Use of it might come later when AMD has something, problem for 3DMark is that they have to make something that will run on any compliant DX12 DXR device not just one company's implementation. Otherwise you are making a tech demo not a benchmark, we have plenty of those from Nvidia already.

 

50 minutes ago, CarlBar said:

I also wouldn't have any objection to Futermark running their own tensor core based denoiser for control purposes.

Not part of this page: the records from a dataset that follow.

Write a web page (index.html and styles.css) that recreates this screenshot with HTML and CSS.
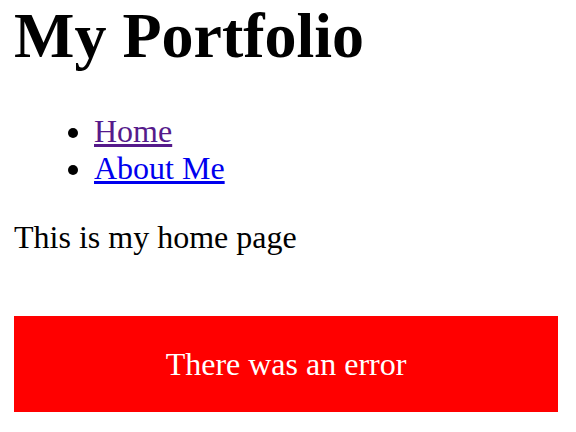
FILE: index.html
```html
<!DOCTYPE html>
<html lang="en">
<head>
<meta charset="utf-8">
<title>My Portfolio</title>
<link rel="stylesheet" href="styles.css">
</head>
<body>
<h1 class="title">My Portfolio</h1>
<ul class="nav">
  <li><a class="nav-link visited" href="#home">Home</a></li>
  <li><a class="nav-link" href="#about">About Me</a></li>
</ul>
<p class="intro">This is my home page</p>
<div class="error">There was an error</div>
</body>
</html>
```
FILE: styles.css
```css
html, body {
  background: #fff;
}
body {
  margin: 0 18px 0 14px;
  font-family: "Liberation Serif", "Times New Roman", serif;
  font-size: 32px;
  color: #000;
}
.title {
  font-size: 64px;
  font-weight: bold;
  line-height: 71px;
  margin: 0;
}
.nav {
  margin: 42px 0 0;
  padding-left: 80px;
}
.nav-link {
  color: #0000ee;
  text-decoration: underline;
}
.nav-link.visited {
  color: #551a8b;
}
.intro {
  margin: 32px 0 0;
}
.error {
  margin-top: 60px;
  background: #ff0000;
  color: #fff;
  text-align: center;
  height: 96px;
  line-height: 96px;
}
```
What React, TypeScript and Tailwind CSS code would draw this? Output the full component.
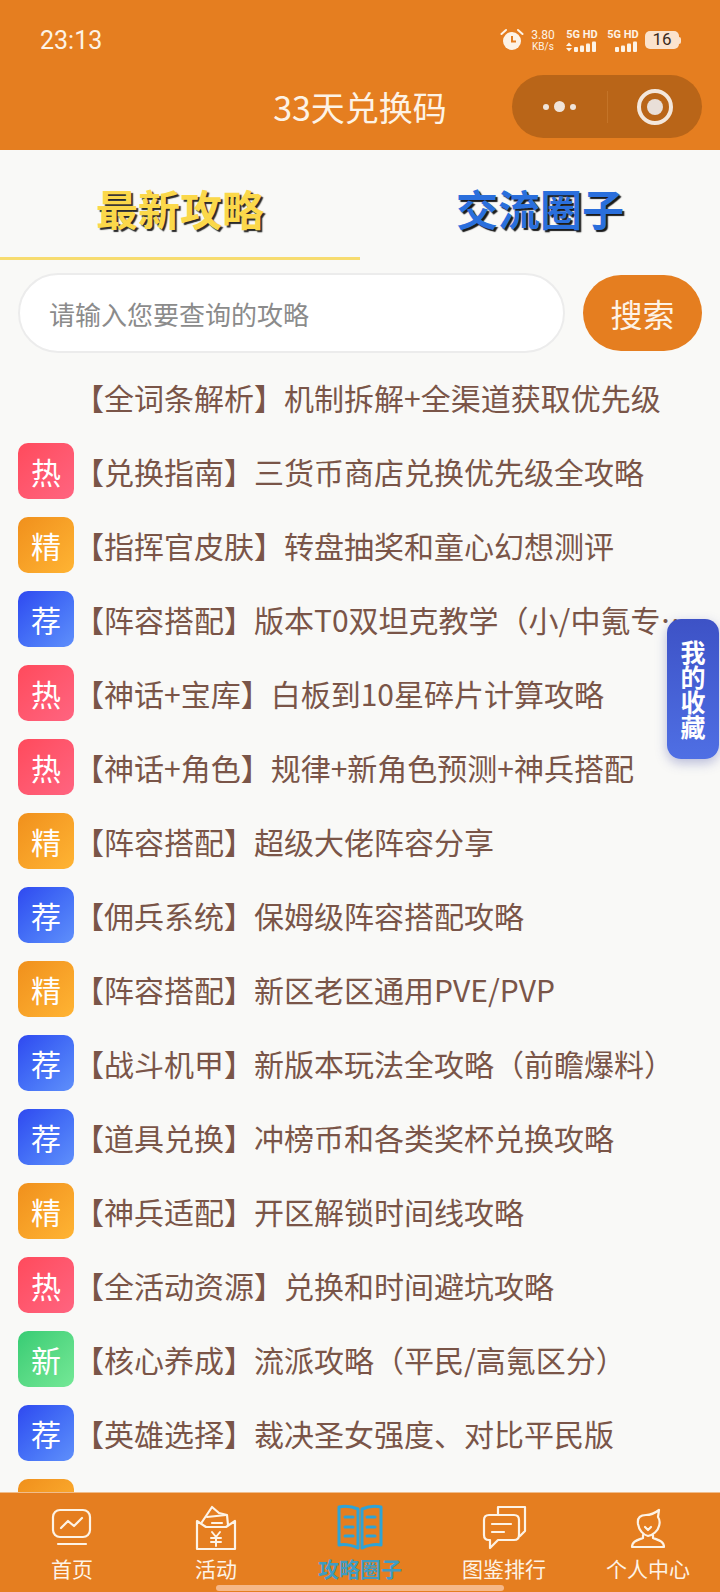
const rows = [
	{ tag: "", text: "【全词条解析】机制拆解+全渠道获取优先级" },
	{ tag: "热", text: "【兑换指南】三货币商店兑换优先级全攻略" },
	{ tag: "精", text: "【指挥官皮肤】转盘抽奖和童心幻想测评" },
	{ tag: "荐", text: "【阵容搭配】版本T0双坦克教学（小/中氪专用攻略）" },
	{ tag: "热", text: "【神话+宝库】白板到10星碎片计算攻略" },
	{ tag: "热", text: "【神话+角色】规律+新角色预测+神兵搭配" },
	{ tag: "精", text: "【阵容搭配】超级大佬阵容分享" },
	{ tag: "荐", text: "【佣兵系统】保姆级阵容搭配攻略" },
	{ tag: "精", text: "【阵容搭配】新区老区通用PVE/PVP" },
	{ tag: "荐", text: "【战斗机甲】新版本玩法全攻略（前瞻爆料）" },
	{ tag: "荐", text: "【道具兑换】冲榜币和各类奖杯兑换攻略" },
	{ tag: "精", text: "【神兵适配】开区解锁时间线攻略" },
	{ tag: "热", text: "【全活动资源】兑换和时间避坑攻略" },
	{ tag: "新", text: "【核心养成】流派攻略（平民/高氪区分）" },
	{ tag: "荐", text: "【英雄选择】裁决圣女强度、对比平民版" },
	{ tag: "精", text: "" },
];

const tagStyles: Record<string, string> = {
	热: "from-[#ff4a5c] to-[#ff6480]",
	精: "from-[#f0901c] to-[#ffb433]",
	荐: "from-[#3048f0] to-[#5f8ffb]",
	新: "from-[#36cc74] to-[#74e896]",
};

const SignalBars = ({ arrows }: { arrows?: boolean }) => (
	<svg width="34" height="12" viewBox="0 0 34 12" fill="#fdf3e6">
		{arrows && <path d="M1 5 L4 1.5 L7 5 Z M1 7 L7 7 L4 10.5 Z" />}
		<rect x="9" y="6" width="4" height="5" rx="1" />
		<rect x="15" y="4.5" width="4" height="6.5" rx="1" />
		<rect x="21" y="2.5" width="4" height="8.5" rx="1" />
		<rect x="27" y="0.5" width="4" height="10.5" rx="1" />
	</svg>
);

const StatusBar = () => (
	<div className="flex h-[75px] items-center justify-between pt-[5px] pr-[39px] pl-[40px] text-[#fdf3e6]">
		<span className="font-['Roboto',sans-serif] text-[25px] leading-none">23:13</span>
		<div className="flex items-center">
			<svg width="24" height="24" viewBox="0 0 24 24" fill="#fdf3e6">
				<circle cx="12" cy="13" r="9" />
				<path d="M12 8 V13.5 H16" fill="none" stroke="#e57e20" strokeWidth="2" />
				<path d="M1.5 6 L6 2 M22.5 6 L18 2" stroke="#fdf3e6" strokeWidth="2" strokeLinecap="round" />
			</svg>
			<div className="ml-[6px] flex w-[26px] flex-col items-center font-['Roboto',sans-serif] leading-none">
				<span className="text-[12px]">3.80</span>
				<span className="mt-[1px] text-[10px]">KB/s</span>
			</div>
			<div className="ml-[9px] flex w-[34px] flex-col items-center">
				<span className="font-['Roboto',sans-serif] text-[11px] leading-[13px] font-bold whitespace-nowrap">5G HD</span>
				<SignalBars arrows />
			</div>
			<div className="ml-[7px] flex w-[34px] flex-col items-center">
				<span className="font-['Roboto',sans-serif] text-[11px] leading-[13px] font-bold whitespace-nowrap">5G HD</span>
				<SignalBars />
			</div>
			<div className="ml-[5px] flex items-center">
				<div className="flex h-[18px] w-[34px] items-center justify-center rounded-[5px] bg-[#fbe3cd] font-['Roboto',sans-serif] text-[17px] text-[#3a2a20]">
					16
				</div>
				<div className="h-[7px] w-[2px] rounded-r-sm bg-[#fbe3cd]" />
			</div>
		</div>
	</div>
);

const NavBar = () => (
	<div className="relative flex h-[75px] items-start justify-center">
		<span className="mt-[12px] text-[34px] leading-[40px] text-[#fdf3e6]">33天兑换码</span>
		{/* mini program capsule */}
		<div className="absolute top-0 right-[18px] flex h-[63px] w-[190px] items-center rounded-full bg-[#b96518]">
			<div className="flex w-[95px] items-center justify-center gap-[5px]">
				<span className="h-[6px] w-[6px] rounded-full bg-[#f0e4da]" />
				<span className="h-[11px] w-[11px] rounded-full bg-[#f0e4da]" />
				<span className="h-[6px] w-[6px] rounded-full bg-[#f0e4da]" />
			</div>
			<div className="h-[32px] w-px bg-[#c47428]" />
			<div className="flex flex-1 items-center justify-center">
				<div className="flex h-[36px] w-[36px] items-center justify-center rounded-full border-[4px] border-[#f3e7dc]">
					<span className="h-[16px] w-[16px] rounded-full bg-[#e9dfd8]" />
				</div>
			</div>
		</div>
	</div>
);

const Tabs = () => (
	<div className="flex h-[110px]">
		<div className="flex w-[360px] items-start justify-center border-b-[3px] border-[#f7dc6f] pt-[32px]">
			<span className="text-[42px] leading-[52px] font-bold text-[#fbd84a] [text-shadow:2px_2px_1px_#2a2a2a]">
				最新攻略
			</span>
		</div>
		<div className="flex w-[360px] items-start justify-center pt-[32px]">
			<span className="text-[42px] leading-[52px] font-bold text-[#2a6fdc] [text-shadow:2px_2px_1px_#1a1a1a]">
				交流圈子
			</span>
		</div>
	</div>
);

const SearchBar = () => (
	<div className="mt-[13px] flex items-center pr-[18px] pl-[18px]">
		<div className="flex h-[80px] w-[547px] items-center rounded-full border-2 border-[#ececec] bg-white pl-[29px] text-[26px] text-[#8b8b8b]">
			请输入您要查询的攻略
		</div>
		<div className="ml-[18px] flex h-[76px] flex-1 items-center justify-center rounded-full bg-[#e57e20] text-[32px] text-[#fdf3e6]">
			搜索
		</div>
	</div>
);

const Row = ({ tag, text }: { tag: string; text: string }) => (
	<div className="flex h-[74px] shrink-0 items-center pl-[18px]">
		<div
			className={
				tag
					? `flex h-[56px] w-[56px] shrink-0 items-center justify-center rounded-[10px] bg-gradient-to-br text-[30px] text-white ${tagStyles[tag]}`
					: "h-[56px] w-[56px] shrink-0"
			}
		>
			{tag}
		</div>
		<div className="w-[620px] truncate text-[30px] leading-[46px] text-[#7a5548]">{text}</div>
	</div>
);

const TabItem = ({ label, active, children }: { label: string; active?: boolean; children: React.ReactNode }) => (
	<div className="flex flex-col items-center pt-[10px]">
		<div className="flex h-[48px] items-center justify-center">{children}</div>
		<span className={`mt-[3px] text-[21px] leading-[28px] ${active ? "font-bold text-[#3f9cc4]" : "text-[#fdf3e6]"}`}>
			{label}
		</span>
	</div>
);

const TabBar = () => (
	<div className="relative grid h-[100px] shrink-0 grid-cols-5 border-t border-[#f0bd8c] bg-[#e57e20]">
		<TabItem label="首页">
			<svg width="48" height="48" viewBox="0 0 48 48" fill="none" stroke="#fdf3e6" strokeWidth="2.2" strokeLinecap="round" strokeLinejoin="round">
				<rect x="5" y="7" width="37" height="27" rx="7" />
				<path d="M13 25 L20 18 L26 23 L34 15" />
				<path d="M10 41 H38" />
			</svg>
		</TabItem>
		<TabItem label="活动">
			<svg width="48" height="48" viewBox="0 0 48 48" fill="none" stroke="#fdf3e6" strokeWidth="2.2" strokeLinecap="round" strokeLinejoin="round">
				<path d="M10 19 L20 4 L27 10 L35 12 L36 22" />
				<path d="M15 14 L34 12 M20 20 H30" />
				<path d="M5 18 L14 24 H34 L43 18 V46 H5 Z" />
				<path d="M20 29 L24 34 L28 29 M19 35 H29 M19 39 H29 M24 34 V43" strokeWidth="2" />
			</svg>
		</TabItem>
		<TabItem label="攻略圈子" active>
			<svg width="48" height="48" viewBox="0 0 48 48" fill="none" stroke="#2fa3d6" strokeWidth="3" strokeLinecap="round" strokeLinejoin="round">
				<path d="M22 6 C15 3 8 3 3 4 V42 C8 41 15 42 22 45 Z" />
				<path d="M26 6 C33 3 40 3 45 4 V42 C40 41 33 42 26 45 Z" />
				<path d="M9 14 H17 M9 24 H17 M9 33 H17 M31 14 H39 M31 24 H39 M31 33 H39" />
			</svg>
		</TabItem>
		<TabItem label="图鉴排行">
			<svg width="48" height="48" viewBox="0 0 48 48" fill="none" stroke="#fdf3e6" strokeWidth="2.2" strokeLinecap="round" strokeLinejoin="round">
				<path d="M18 12 V4 H45 V28 L40 33" />
				<path d="M9 12 H34 Q39 12 39 17 V32 Q39 37 34 37 H18 L10 45 V37 H9 Q4 37 4 32 V17 Q4 12 9 12 Z" />
				<path d="M12 21 H31 M12 29 H24" />
			</svg>
		</TabItem>
		<TabItem label="个人中心">
			<svg width="48" height="48" viewBox="0 0 48 48" fill="none" stroke="#fdf3e6" strokeWidth="2.2" strokeLinecap="round" strokeLinejoin="round">
				<path d="M14 21 C13 14 17 12 22 12 C27 12 31 10 35 7 L34 14 C36 17 36 20 35 23 C34 28 29 32 24 33 C19 32 15 27 14 21 Z" />
				<path d="M19 32 V35 C14 37 8 38 8 44 H40 C40 38 34 37 29 35 V32" />
				<path d="M21 24 L24 27 L27 24" />
			</svg>
		</TabItem>
		{/* home indicator */}
		<div className="absolute top-[92px] left-[216px] h-[6px] w-[288px] rounded-full bg-[#f6b888]" />
	</div>
);

export default function App() {
	return (
		<div className="relative flex h-[1592px] w-[720px] flex-col overflow-hidden bg-[#f9f9f7] font-['Noto_Sans_CJK_SC','Noto_Sans',sans-serif]">
			<div className="h-[150px] shrink-0 bg-[#e57e20]">
				<StatusBar />
				<NavBar />
			</div>
			<Tabs />
			<SearchBar />
			<div className="mt-[7px] flex min-h-0 flex-1 flex-col overflow-hidden">
				{rows.map((row, i) => (
					<Row key={i} tag={row.tag} text={row.text} />
				))}
			</div>
			<TabBar />
			{/* floating favourites button */}
			<div className="absolute top-[619px] right-px flex h-[140px] w-[52px] items-center justify-center rounded-[14px] bg-gradient-to-b from-[#3d52c6] to-[#4f6fe4] text-center text-[25px] leading-[25px] font-bold text-white shadow-[0_4px_12px_rgba(60,70,160,0.35)]">
				<span className="w-[25px]">我的收藏</span>
			</div>
		</div>
	);
}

That may happen, kind of depends where industry development goes. I suspect it may be one of those it's just too new issues and there is no solid understanding of how to use Tensor cores for this purpose on a algorithmic basis rather than an AI basis, which I think using that method goes against what 3DMark allows. Allowing an implementation that is backed by an external AI training cluster isn't really benchmarking the GPU if you ask me, it's still useful information but ends up being more of a software/AI benchmark. It's sort of dipping your toes in to pre-rendering, very slightly.